== Dataset records ==
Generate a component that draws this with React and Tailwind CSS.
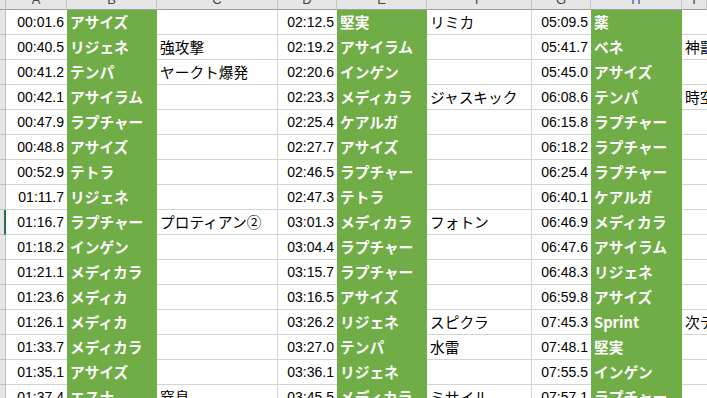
const cols = "grid grid-cols-[6px_61px_90px_121px_59px_90px_105px_59px_91px_1fr]";

const letters = ["A", "B", "C", "D", "E", "F", "G", "H", "I"];

const rows = [
  ["00:01.6", "アサイズ", "", "02:12.5", "堅実", "リミカ", "05:09.5", "薬", ""],
  ["00:40.5", "リジェネ", "強攻撃", "02:19.2", "アサイラム", "", "05:41.7", "ベネ", "神罰"],
  ["00:41.2", "テンパ", "ヤークト爆発", "02:20.6", "インゲン", "", "05:45.0", "アサイズ", ""],
  ["00:42.1", "アサイラム", "", "02:23.3", "メディカラ", "ジャスキック", "06:08.6", "テンパ", "時空"],
  ["00:47.9", "ラプチャー", "", "02:25.4", "ケアルガ", "", "06:15.8", "ラプチャー", ""],
  ["00:48.8", "アサイズ", "", "02:27.7", "アサイズ", "", "06:18.2", "ラプチャー", ""],
  ["00:52.9", "テトラ", "", "02:46.5", "ラプチャー", "", "06:25.4", "ラプチャー", ""],
  ["01:11.7", "リジェネ", "", "02:47.3", "テトラ", "", "06:40.1", "ケアルガ", ""],
  ["01:16.7", "ラプチャー", "プロティアン②", "03:01.3", "メディカラ", "フォトン", "06:46.9", "メディカラ", ""],
  ["01:18.2", "インゲン", "", "03:04.4", "ラプチャー", "", "06:47.6", "アサイラム", ""],
  ["01:21.1", "メディカラ", "", "03:15.7", "ラプチャー", "", "06:48.3", "リジェネ", ""],
  ["01:23.6", "メディカ", "", "03:16.5", "アサイズ", "", "06:59.8", "アサイズ", ""],
  ["01:26.1", "メディカ", "", "03:26.2", "リジェネ", "スピクラ", "07:45.3", "Sprint", "次テ"],
  ["01:33.7", "メディカラ", "", "03:27.0", "テンパ", "水雷", "07:48.1", "堅実", ""],
  ["01:35.1", "アサイズ", "", "03:36.1", "リジェネ", "", "07:55.5", "インゲン", ""],
  ["01:37.4", "エスナ", "窒息", "03:45.5", "メディカラ", "ミサイル", "07:57.1", "ラプチャー", ""],
];

const Time = ({ v }) => (
  <div className="flex items-center justify-end pr-[3px] border-b border-[#d4d4d4] [font-family:'Liberation_Sans',sans-serif] text-[14px] text-black">
    {v}
  </div>
);

const Green = ({ v }) => (
  <div className="flex items-center pl-[3px] bg-[#70ad47] text-white font-bold text-[14.7px] whitespace-nowrap overflow-hidden">
    {v}
  </div>
);

const Text = ({ v, edge }) => (
  <div
    className={`flex items-center pl-[3px] border-b border-[#d4d4d4] text-[14.7px] text-black whitespace-nowrap overflow-hidden ${
      edge ? "border-r" : ""
    }`}
  >
    {v}
  </div>
);

export default function App() {
  return (
    <div className="h-screen w-full overflow-hidden bg-white [font-family:'Noto_Sans_CJK_JP',sans-serif]">
      {/* column headers, mostly scrolled out of view */}
      <div className={`${cols} h-[10px]`}>
        <div className="bg-[#e6e6e6] border-r border-b border-r-[#bfbfbf] border-b-[#9e9e9e]" />
        {letters.map((l) => (
          <div
            key={l}
            className="h-[10px] overflow-hidden bg-[#e6e6e6] border-r border-b border-r-[#c6c6c6] border-b-[#9e9e9e]"
          >
            <div
              className={`-mt-[9px] h-[18px] flex items-center justify-center [font-family:'Liberation_Sans',sans-serif] text-[13px] ${
                l === "H" ? "text-[#2f5d8a]" : "text-[#444]"
              }`}
            >
              {l}
            </div>
          </div>
        ))}
      </div>

      {rows.map((r, i) => (
        <div key={i} className={`${cols} h-[25px]`}>
          <div
            className={`bg-[#e6e6e6] border-b border-b-[#bfbfbf] ${
              i === 8 ? "border-r-2 border-r-[#217346]" : "border-r border-r-[#bfbfbf]"
            }`}
          />
          <Time v={r[0]} />
          <Green v={r[1]} />
          <Text v={r[2]} edge />
          <Time v={r[3]} />
          <Green v={r[4]} />
          <Text v={r[5]} edge />
          <Time v={r[6]} />
          <Green v={r[7]} />
          <Text v={r[8]} />
        </div>
      ))}
    </div>
  );
}
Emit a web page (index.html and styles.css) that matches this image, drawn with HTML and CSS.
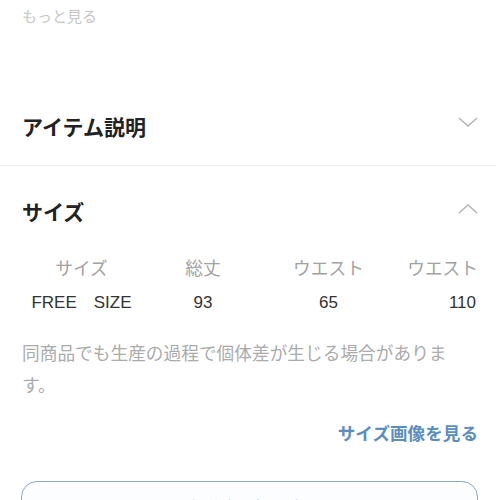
FILE: index.html
```html
<!DOCTYPE html>
<html lang="ja">
<head>
<meta charset="utf-8">
<link rel="stylesheet" href="styles.css">
</head>
<body>
<div class="page">
  <div class="more">もっと見る</div>

  <section class="acc acc-first">
    <div class="acc-head">
      <h2 class="acc-title">アイテム説明</h2>
      <svg class="chev chev-down" width="20" height="10" viewBox="0 0 20 10"><polyline points="1,1 10,9 19,1" fill="none" stroke="#b4b4b4" stroke-width="1.5"/></svg>
    </div>
  </section>

  <section class="acc acc-open">
    <div class="acc-head">
      <h2 class="acc-title">サイズ</h2>
      <svg class="chev chev-up" width="20" height="10" viewBox="0 0 20 10"><polyline points="1,9 10,1 19,9" fill="none" stroke="#b4b4b4" stroke-width="1.5"/></svg>
    </div>

    <div class="size-table">
      <div class="cell th c1">サイズ</div>
      <div class="cell th c2">総丈</div>
      <div class="cell th c3">ウエスト</div>
      <div class="cell th c4">ウエスト</div>
      <div class="cell td c1">FREE　SIZE</div>
      <div class="cell td c2">93</div>
      <div class="cell td c3">65</div>
      <div class="cell td c4 last">110</div>
    </div>

    <p class="note">同商品でも生産の過程で個体差が生じる場合があります。</p>

    <div class="link-row"><a class="link">サイズ画像を見る</a></div>

    <div class="btn">サイズの測り方を確認する</div>
  </section>
</div>
</body>
</html>
```

FILE: styles.css
```css
html, body {
  margin: 0;
  padding: 0;
  background: #ffffff;
}
body {
  font-family: "Liberation Sans", "Noto Sans CJK JP", sans-serif;
  color: #222;
}
.page {
  width: 500px;
  overflow: hidden;
}
.more {
  padding: 8px 22px 0;
  font-size: 15px;
  line-height: 18px;
  color: #c6c6c6;
  height: 18px;
}
.acc-first {
  margin-top: 87px;
  padding-bottom: 22px;
  border-bottom: 1px solid #efefef;
  margin-right: 4px;
}
.acc-head {
  display: flex;
  align-items: center;
  justify-content: space-between;
  padding: 0 22px;
  height: 30px;
}
.acc-first .acc-head {
  padding-right: 18px;
}
.acc-title {
  margin: 0;
  font-size: 21px;
  line-height: 30px;
  font-weight: 700;
  color: #222;
}
.chev {
  display: block;
}
.chev-down {
  margin-top: -12px;
}
.chev-up {
  margin-top: -9px;
}
.acc-open {
  padding-top: 32px;
}
.size-table {
  display: grid;
  grid-template-columns: 119px 124px 127px 1fr;
  grid-auto-rows: 34px;
  margin: 24px 22px 0;
  align-items: center;
  font-size: 17.7px;
}
.cell {
  text-align: center;
  line-height: 34px;
  white-space: nowrap;
}
.c4 {
  text-align: right;
}
.last {
  padding-right: 2px;
}
.th {
  color: #a2a2a2;
}
.td {
  color: #333;
  font-size: 17px;
}
.note {
  margin: 18px 22px 0;
  font-size: 17.7px;
  line-height: 32px;
  color: #ababab;
}
.link-row {
  display: flex;
  justify-content: flex-end;
  padding: 0 22px;
  margin-top: 20px;
}
.link {
  font-size: 17.6px;
  line-height: 24px;
  color: #5b8dc0;
  font-weight: 700;
}
.btn {
  margin: 35px 22px 0 21px;
  height: 52px;
  border: 1.5px solid #8ca7c3;
  border-radius: 16px;
  background: #fbfdfe;
  display: flex;
  align-items: center;
  justify-content: center;
  font-size: 17.7px;
  color: #b8c8d6;
  box-sizing: border-box;
}
```
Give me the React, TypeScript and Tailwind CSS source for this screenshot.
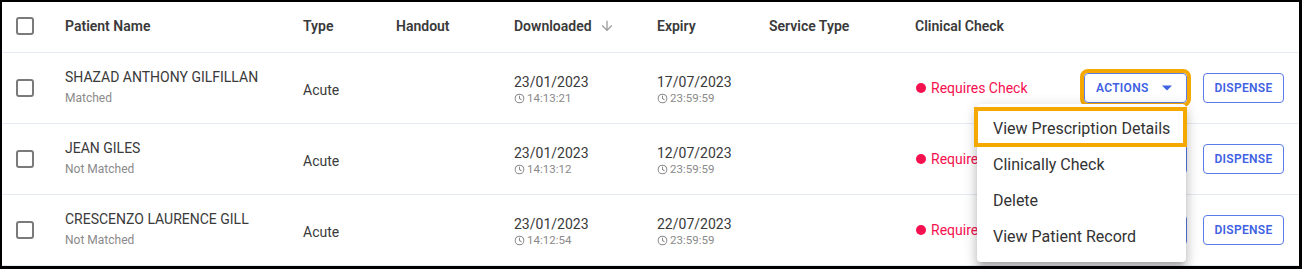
import React from 'react'

type Row = {
  name: string
  match: string
  type: string
  date: string
  time: string
  expiry: string
  expiryTime: string
}

const rows: Row[] = [
  { name: 'SHAZAD ANTHONY GILFILLAN', match: 'Matched', type: 'Acute', date: '23/01/2023', time: '14:13:21', expiry: '17/07/2023', expiryTime: '23:59:59' },
  { name: 'JEAN GILES', match: 'Not Matched', type: 'Acute', date: '23/01/2023', time: '14:13:12', expiry: '12/07/2023', expiryTime: '23:59:59' },
  { name: 'CRESCENZO LAURENCE GILL', match: 'Not Matched', type: 'Acute', date: '23/01/2023', time: '14:12:54', expiry: '22/07/2023', expiryTime: '23:59:59' },
]

const grid = 'grid grid-cols-[63px_238px_93px_118px_143px_112px_146px_1fr] items-center'

function Checkbox() {
  return <div className="ml-[14px] h-[18px] w-[18px] rounded-[3px] border-2 border-[#7a7a7a] bg-white" />
}

function Clock() {
  return (
    <svg width="11" height="11" viewBox="0 0 24 24" className="mr-[1px] shrink-0" fill="none" stroke="#8a8a8a" strokeWidth="2.2">
      <circle cx="12" cy="12" r="9.5" />
      <path d="M12 6.5V12l3.6 2.4" strokeLinecap="round" />
    </svg>
  )
}

function DateCell({ date, time }: { date: string; time: string }) {
  return (
    <div className="flex flex-col pt-[3px]">
      <span className="text-[14px] leading-[17px] text-[#3a3a3a]">{date}</span>
      <span className="flex items-center gap-[1px] text-[11.5px] leading-[15px] text-[#8a8a8a]">
        <Clock />
        {time}
      </span>
    </div>
  )
}

function Menu() {
  const items = ['View Prescription Details', 'Clinically Check', 'Delete', 'View Patient Record']
  return (
    <div className="absolute right-[1px] top-[calc(100%+1px)] z-20 w-[209px] rounded-[4px] bg-white py-[7px] shadow-[0_5px_5px_-3px_rgba(0,0,0,0.2),0_8px_10px_1px_rgba(0,0,0,0.14),0_3px_14px_2px_rgba(0,0,0,0.12)]">
      {items.map((item, i) => (
        <div key={item} className="relative flex h-[36px] items-center whitespace-nowrap px-[16px] text-[16px] text-[#333]">
          {i === 0 && (
            <span className="pointer-events-none absolute -left-[3px] -right-[1px] -top-[4px] bottom-0 border-4 border-[#f5a800]" />
          )}
          {item}
        </div>
      ))}
    </div>
  )
}

export default function App() {
  return (
    <div
      className="h-[269px] w-[1302px] overflow-hidden border-b-[3px] border-l-2 border-r-[3px] border-t-2 border-black bg-white"
      style={{ fontFamily: 'Roboto, "Liberation Sans", sans-serif' }}
    >
      <div className={`${grid} h-[51px] border-b border-[#e6ebf3] pb-[2px] text-[14px] font-semibold text-[#3a3a3a]`}>
        <Checkbox />
        <span>Patient Name</span>
        <span>Type</span>
        <span>Handout</span>
        <span className="flex items-center">
          Downloaded
          <svg width="16" height="16" viewBox="0 0 24 24" className="ml-[7px]" fill="#9e9e9e">
            <path d="M20 12l-1.41-1.41L13 16.17V4h-2v12.17l-5.58-5.59L4 12l8 8 8-8z" />
          </svg>
        </span>
        <span>Expiry</span>
        <span>Service Type</span>
        <span>Clinical Check</span>
      </div>

      {rows.map((r, i) => (
        <div key={r.name} className={`${grid} h-[71px] border-b border-[#e6ebf3]`}>
          <Checkbox />
          <div className="flex flex-col pb-[2px]">
            <span className="mb-[2px] text-[14px] leading-[20px] text-[#3a3a3a]">{r.name}</span>
            <span className="text-[12px] leading-[18px] text-[#8a8a8a]">{r.match}</span>
          </div>
          <span className="pt-[4px] text-[14px] text-[#3a3a3a]">{r.type}</span>
          <span />
          <DateCell date={r.date} time={r.time} />
          <DateCell date={r.expiry} time={r.expiryTime} />
          <span />
          <div className="flex items-center justify-between pr-[15px]">
            <span className="flex items-center text-[14px] text-[#f5104f]">
              <span className="mr-[5px] ml-[1px] h-[10px] w-[10px] rounded-full bg-[#f5104f]" />
              Requires Check
            </span>
            <div className="flex items-center gap-[16px]">
              <div className="relative">
                <button
                  className={`flex h-[30px] w-[103px] items-center rounded-[4px] border border-[#5b7be6] pl-[11px] text-[12px] font-semibold tracking-[0.3px] text-[#3f62e3] ${
                    i === 0 ? 'outline-4 outline-[#f5a800]' : ''
                  }`}
                >
                  ACTIONS
                  <svg width="10" height="6" viewBox="0 0 10 5" className="ml-[13px]" fill="#3f62e3">
                    <path d="M0 0h10L5 5z" />
                  </svg>
                </button>
                {i === 0 && <Menu />}
              </div>
              <button className="flex h-[30px] w-[81px] items-center justify-center rounded-[4px] border border-[#5b7be6] text-[12px] font-semibold tracking-[0.3px] text-[#3f62e3]">
                DISPENSE
              </button>
            </div>
          </div>
        </div>
      ))}
    </div>
  )
}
===
▶ [Given request]: List each line holding the string "with".

▶ [Response]:
Generate a component that draws this with React and Tailwind CSS.
Emit a web page (index.html and styles.css) that matches this image, drawn with HTML and CSS.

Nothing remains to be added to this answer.